James Cameron is ready to put to “rest” the decades-long Titanic debate.

Since the debut of the director’s 1997 cult classic romance-drama, starring Leonardo DiCaprio and Kate Winslet as star-crossed lovers aboard the Titanic, fans have stubbornly argued that Jack’s (DiCaprio) death was preventable.

Near the end of the film, after the Titanic capsizes, Winslet’s Rose is left floating on a door while her lover Jack is seen hanging onto it in the water next to her, before eventually freezing to death.

In addition to Winslet and DiCaprio, who have previously addressed the controversial plot point, Cameron justified the movie’s ending in a 2017 interview, saying: “Had [Jack] lived, the ending of the film would have been meaningless.”

Now, “once and for all”, Cameron will shut down all the naysayers, with “scientific” proof.

Speaking with the Toronto Sun, while promoting his highly anticipated movie, Avatar: The Way of Water, Cameron revealed: “We have since done a thorough forensic analysis with a hypothermia expert reproducing the raft from the movie.”

The process of which (along with the results) will be released in a National Geographic February special, in tandem with the traditional Valentine’s Day cinematic re-release of Titanic.

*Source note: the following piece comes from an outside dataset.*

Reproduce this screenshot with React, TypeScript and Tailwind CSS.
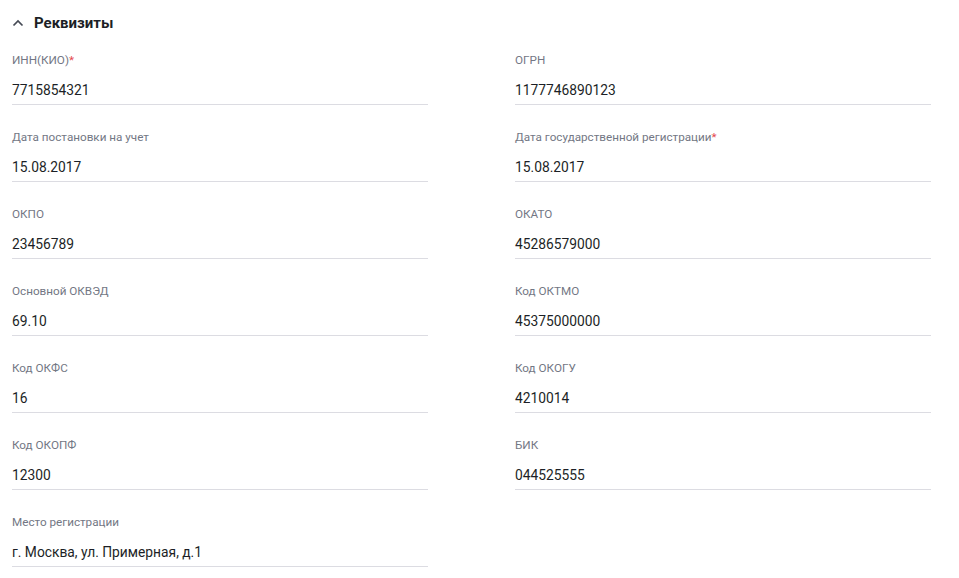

Leonardo DiCaprio and Kate Winslet in ‘Titanic' (Paramount)

“We took two stunt people that were the exact body mass of Kate and Leo,” Cameron explained of the process, “and we put sensors all over them and inside them, and we put them in ice water, and we tested to see whether they could have survived by this method or that method.”

“And the answer was that there was no way they could both survive, only one could survive,” he shared.

“So we actually did a scientific study to put this whole thing to rest and drive a stake through its heart once and for all.”